In Misurata, a radio station sent out a rallying cry to its listeners: "Everyone who owns a gun please go to Tripoli right away to fight for your country against Hifter."

Fayez Sarraj, chairman of the Presidential Council of Libya, said Hifter rejected concessions offered "to avoid bloodshed."

"We were stabbed in the back," he said in televised comments, AP reported.

Tripoli is a city accustomed to eruptions of militia violence. In some neighbourhoods, life remained typical with people shopping and going to work or school, said residents reached by phone.

"The city is normal," said Jamal Mustafa, 35, an employee at a Libyan overseas investment firm. "People are shopping and going out and doing their routines."


But in neighbourhoods closer to the fighting, residents were preparing for the worst.
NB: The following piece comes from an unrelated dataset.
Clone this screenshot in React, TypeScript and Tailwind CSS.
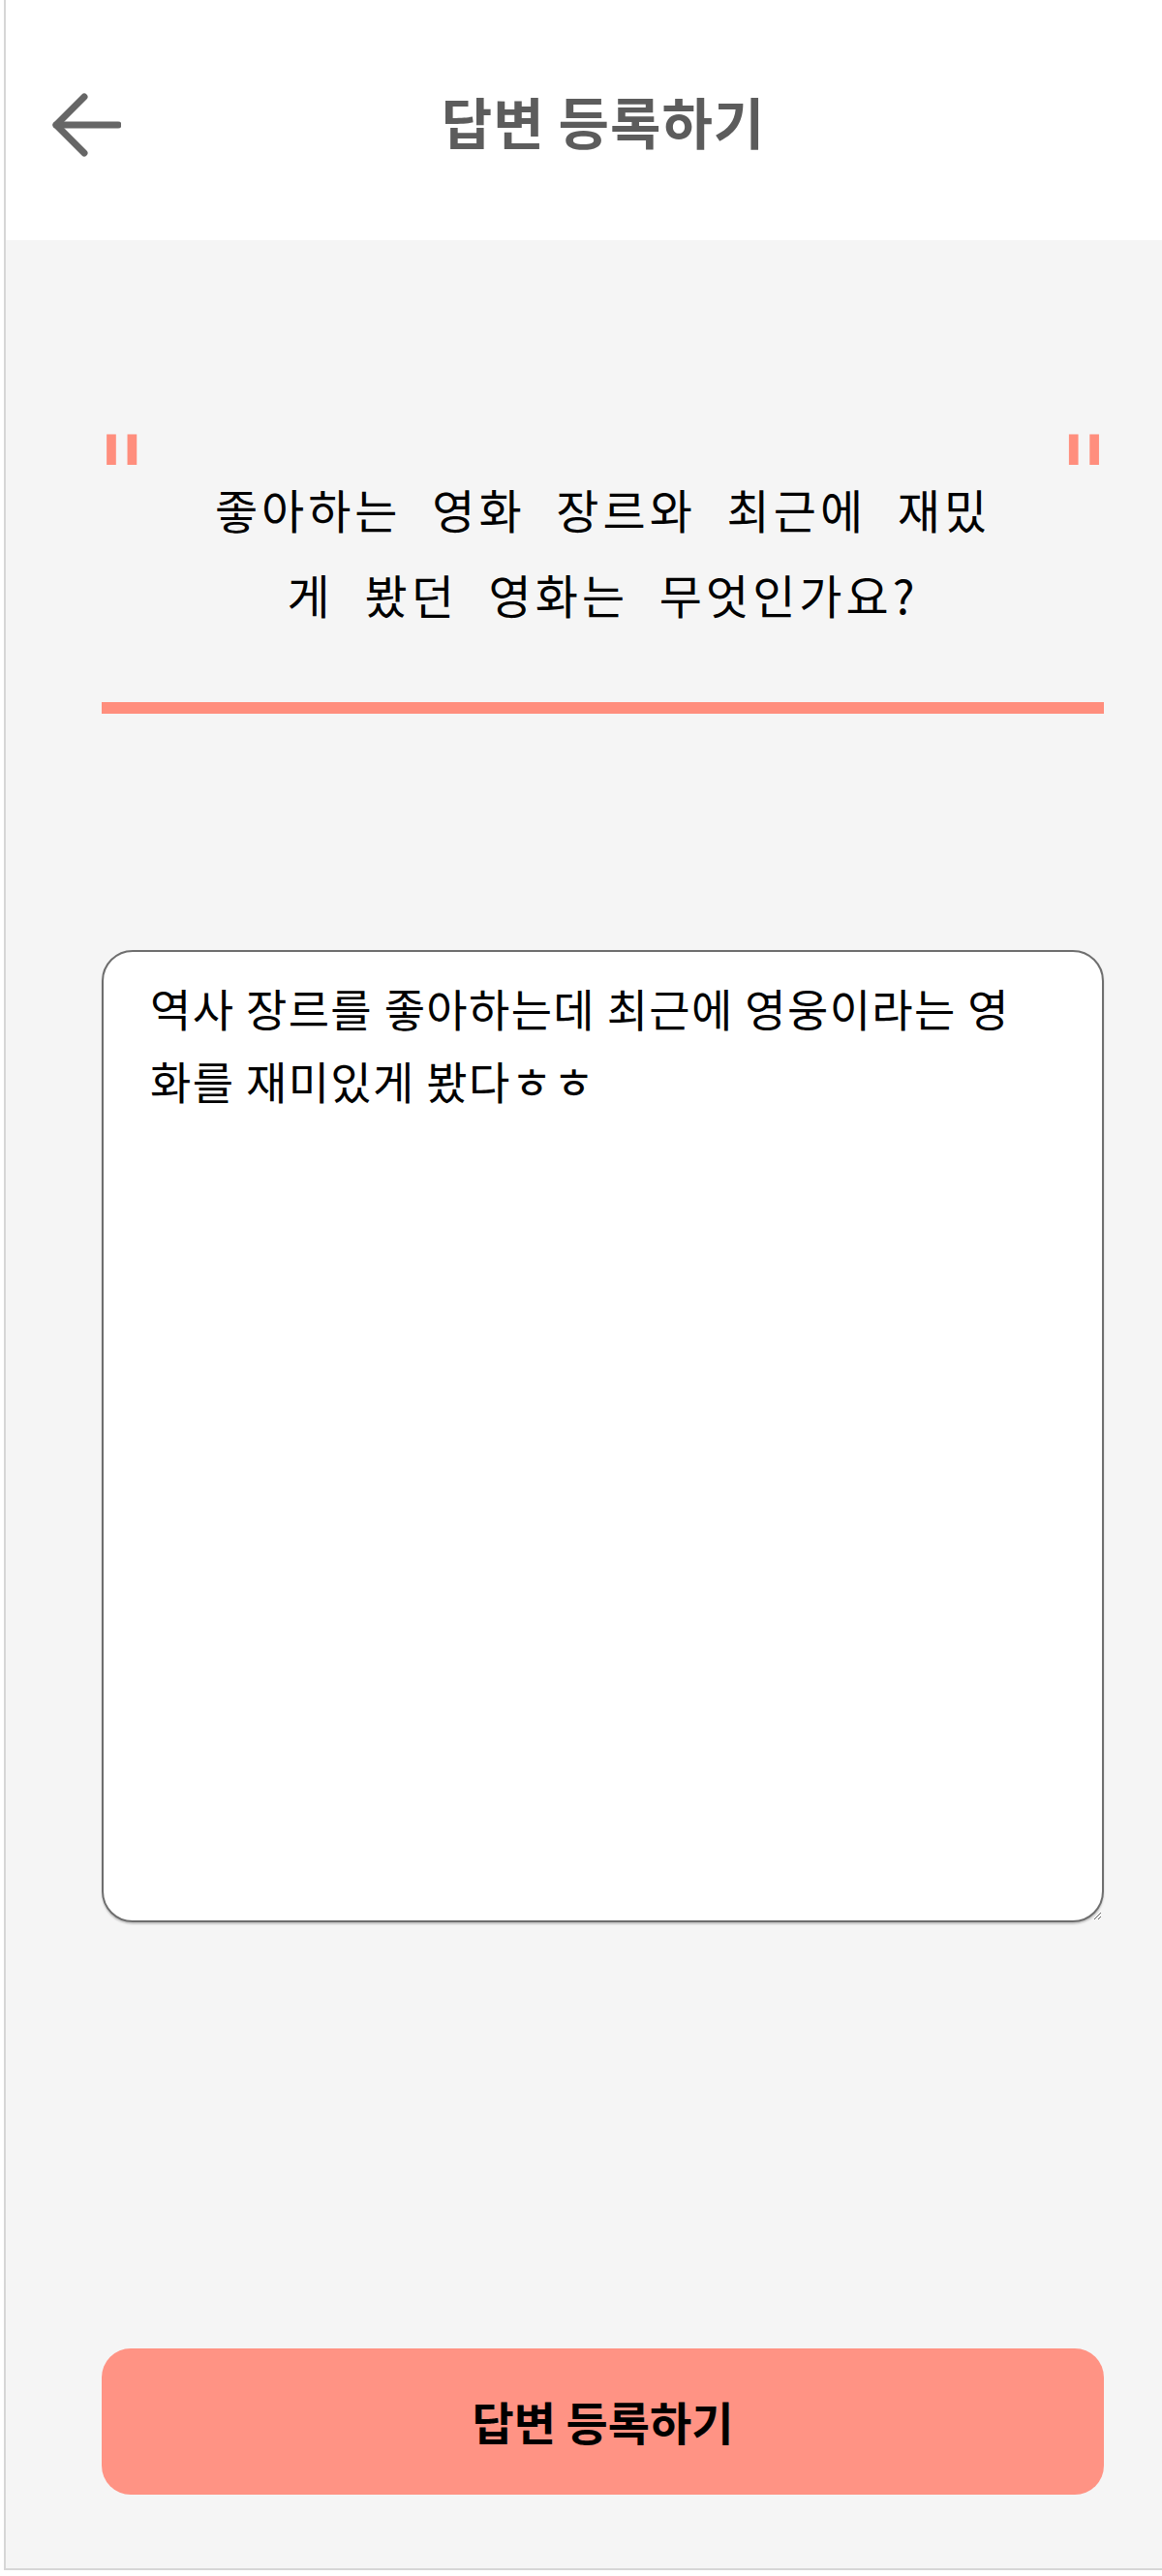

Many remained inside their homes, as heavily armed militia vehicles steadily drove through to the front line.

Jamal Ramadan, 42, whose house is less than 5km from the old airport, decided to flee.
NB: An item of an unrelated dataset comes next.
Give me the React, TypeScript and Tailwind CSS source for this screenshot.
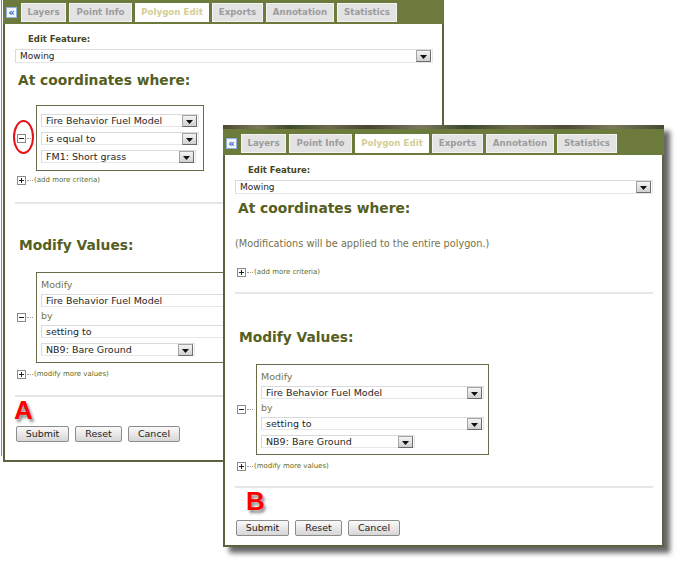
import React from 'react';

const tabs = [
  { label: 'Layers', w: 'w-[45px]' },
  { label: 'Point Info', w: 'w-[63px]' },
  { label: 'Polygon Edit', w: 'w-[74px]', active: true },
  { label: 'Exports', w: 'w-[51px]' },
  { label: 'Annotation', w: 'w-[68px]' },
  { label: 'Statistics', w: 'w-[60px]' },
];

function DropButton() {
  return (
    <span className="flex h-[12px] w-[15px] shrink-0 items-end justify-center border border-[#a4a4a4] border-b-[#6c6c6c] border-r-[#6c6c6c] bg-[linear-gradient(#f4f4f4,#d0d0d0)] pb-[2px]">
      <svg width="7" height="4" viewBox="0 0 7 4">
        <path d="M0 0h7L3.5 4z" fill="#111" />
      </svg>
    </span>
  );
}

function Select({ value, className = '', small = false }: { value: string; className?: string; small?: boolean }) {
  return (
    <div
      className={`flex items-center justify-between border border-[#e6e6e6] border-l-[#dadada] border-t-[#dadada] bg-white pl-[4px] pr-px text-[#262626] ${
        small ? 'text-[9px]' : 'text-[9.5px]'
      } ${className}`}
    >
      <span className="leading-none">{value}</span>
      <DropButton />
    </div>
  );
}

function Toggle({ plus = false }: { plus?: boolean }) {
  return (
    <span className="flex items-center">
      <svg width="9" height="9" viewBox="0 0 9 9">
        <rect x="0.5" y="0.5" width="8" height="8" fill="#fff" stroke="#8a8a8a" />
        <path d="M2 4.5h5" stroke="#222" />
        {plus && <path d="M4.5 2v5" stroke="#222" />}
      </svg>
      <span className="ml-px w-[6px] border-t border-dotted border-[#9a9a9a]" />
    </span>
  );
}

function AddLink({ text, className = '' }: { text: string; className?: string }) {
  return (
    <div className={`ml-[2px] flex h-[10px] items-center gap-[1px] ${className}`}>
      <Toggle plus />
      <span className="text-[7px] leading-none text-[#5e6a24]">{text}</span>
    </div>
  );
}

function Buttons() {
  const btn =
    'flex h-[16px] items-center justify-center rounded-[2px] border border-[#8c8c8c] bg-[linear-gradient(#fafafa,#d6d6d6)] text-[9.5px] leading-none text-[#222]';
  return (
    <div className="ml-[1px] flex gap-[6px]">
      <div className={`${btn} w-[53px]`}>Submit</div>
      <div className={`${btn} w-[47px]`}>Reset</div>
      <div className={`${btn} w-[52px]`}>Cancel</div>
    </div>
  );
}

function Marker({ letter, className }: { letter: string; className: string }) {
  return (
    <div className={className}>
      <div className="font-['Liberation_Sans',sans-serif] text-[26px] font-bold leading-none text-[#ff0000] [text-shadow:2px_3px_3px_rgba(0,0,0,0.45)]">
        {letter}
      </div>
    </div>
  );
}

function ModifyBox() {
  return (
    <div className="flex items-center">
      <div className="ml-[2px] mr-[3px]">
        <Toggle />
      </div>
      <div className="w-[233px] border border-[#6b6b4a] px-[4px] pb-[6px] pt-[6px]">
        <div className="text-[9.5px] leading-[12px] text-[#7a7448]">Modify</div>
        <Select value="Fire Behavior Fuel Model" className="mt-[3px] h-[13px] w-[223px]" />
        <div className="mt-[3px] text-[9.5px] leading-[12px] text-[#7a7448]">by</div>
        <Select value="setting to" className="mt-[3px] h-[13px] w-[223px]" />
        <Select value="NB9: Bare Ground" className="mt-[5px] h-[13px] w-[154px]" />
      </div>
    </div>
  );
}

function Panel({ className, children }: { className: string; children: React.ReactNode }) {
  return (
    <div className={`absolute w-[441px] ${className}`}>
      <div className="h-[4px] bg-[linear-gradient(90deg,#4b4a33,#7d7a5c_8%,#3e4a2c_15%,#6f6a4e_24%,#454532_33%,#7b7960_45%,#3c472d_55%,#6c6a4c_66%,#4b4b36_78%,#7a7a5c_88%,#454a30)]" />
      <div className="flex h-[26px] items-start bg-[#6c7a3c] pl-[3px] pt-[5px]">
        <div className="mt-[4px] flex h-[11px] w-[11px] items-center justify-center border border-[#8fb0e0] bg-[#f4f8ff] text-[10px] font-bold leading-none text-[#2f5fc0]">
          «
        </div>
        <div className="ml-[4px] flex gap-[3px]">
          {tabs.map((t) => (
            <div
              key={t.label}
              className={`flex h-[19px] items-center justify-center border text-[8.7px] font-bold leading-none ${t.w} ${
                t.active
                  ? 'border-white bg-white text-[#d4cd96]'
                  : 'border-[#f3f3f3] bg-[#e3e3e3] text-[#9c9c9c]'
              }`}
            >
              {t.label}
            </div>
          ))}
        </div>
      </div>
      <div className="border-x-2 border-b-2 border-[#5d6140] bg-white pl-[10px] pr-[9px]">{children}</div>
    </div>
  );
}

function Header({ gap }: { gap: string }) {
  return (
    <>
      <div className="ml-[13px] pt-[10px] text-[8.5px] font-bold leading-[11px] text-[#454520]">Edit Feature:</div>
      <Select value="Mowing" small className="mt-[4px] h-[14px] w-full" />
      <div className={`ml-[3px] text-[13.8px] font-bold leading-[18px] text-[#55601f] ${gap}`}>At coordinates where:</div>
    </>
  );
}

export default function App() {
  return (
    <div className="relative h-[580px] w-[686px] overflow-hidden bg-white font-['DejaVu_Sans',sans-serif]">
      <div className="absolute left-[1px] top-0 h-[456px] w-px bg-[#8a8a7a]" />

      <Panel className="left-[3px] top-[-6px]">
        <Header gap="mt-[8px]" />
        <div className="mt-[16px] flex items-center">
          <div className="relative ml-[2px] mr-[3px]">
            <Toggle />
            <div className="absolute left-[-4px] top-[-14px] h-[34px] w-[21px] rounded-[50%] border-2 border-[#e8101a]" />
          </div>
          <div className="w-[168px] border border-[#6b6b4a] px-[4px] pb-[7px] pt-[8px]">
            <Select value="Fire Behavior Fuel Model" className="h-[13px] w-[158px]" />
            <Select value="is equal to" className="mt-[5px] h-[13px] w-[158px]" />
            <Select value="FM1: Short grass" className="mt-[5px] h-[13px] w-[155px]" />
          </div>
        </div>
        <AddLink text="(add more criteria)" className="mt-[4px]" />
        <div className="mt-[17px] h-[2px] bg-[#e6e6e6]" />
        <div className="ml-[4px] mt-[32px] text-[13.8px] font-bold leading-[18px] text-[#55601f]">Modify Values:</div>
        <div className="mt-[18px]">
          <ModifyBox />
        </div>
        <AddLink text="(modify more values)" className="mt-[6px]" />
        <div className="mt-[16px] h-[2px] bg-[#e6e6e6]" />
        <Marker letter="A" className="ml-[-1px] h-[29px]" />
        <Buttons />
        <div className="h-[18px]" />
      </Panel>

      <Panel className="left-[223px] top-[125px] shadow-[6px_6px_5px_rgba(0,0,0,0.6)]">
        <Header gap="mt-[5px]" />
        <div className="mt-[21px] text-[9.75px] leading-[12px] text-[#77724a]">
          (Modifications will be applied to the entire polygon.)
        </div>
        <AddLink text="(add more criteria)" className="mt-[17px]" />
        <div className="mt-[15px] h-[2px] bg-[#e6e6e6]" />
        <div className="ml-[4px] mt-[34px] text-[13.8px] font-bold leading-[18px] text-[#55601f]">Modify Values:</div>
        <div className="mt-[18px]">
          <ModifyBox />
        </div>
        <AddLink text="(modify more values)" className="mt-[6px]" />
        <div className="mt-[15px] h-[2px] bg-[#e6e6e6]" />
        <Marker letter="B" className="ml-[11px] h-[32px] pt-[0px]" />
        <Buttons />
        <div className="h-[9px]" />
      </Panel>
    </div>
  );
}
"We could hear heavy shelling and gunshots," said the taxi driver and father of three children, ages 3 to 6. "My wife told me she was to afraid to stay. So we got a few clothes and left. We are not going to gamble our lives on this."

They drove about 145km to stay with his wife's relatives.

"We don't want Hifter to come," said Mustafa. "Anyone who wants to rule the country like Gadaffi is unacceptable."

Human Rights Watch raised concerns of possible abuses happening if fighting escalated inside the capital. Activists accuse Hifter's fighters of committing numerous human rights violations, including summary executions, indiscriminate attacks on civilians and arbitrary detentions.

Pro-government militias also have a track record of abuses against civilians, the watchdog group said.

"Whenever rival armed forces clash in Libyan cities, it's civilians who suffer the most," Sarah Leah Whitson, the group's Middle East and North Africa director, said in a statement. "All sides need to abide by the laws and minimize civilian harm."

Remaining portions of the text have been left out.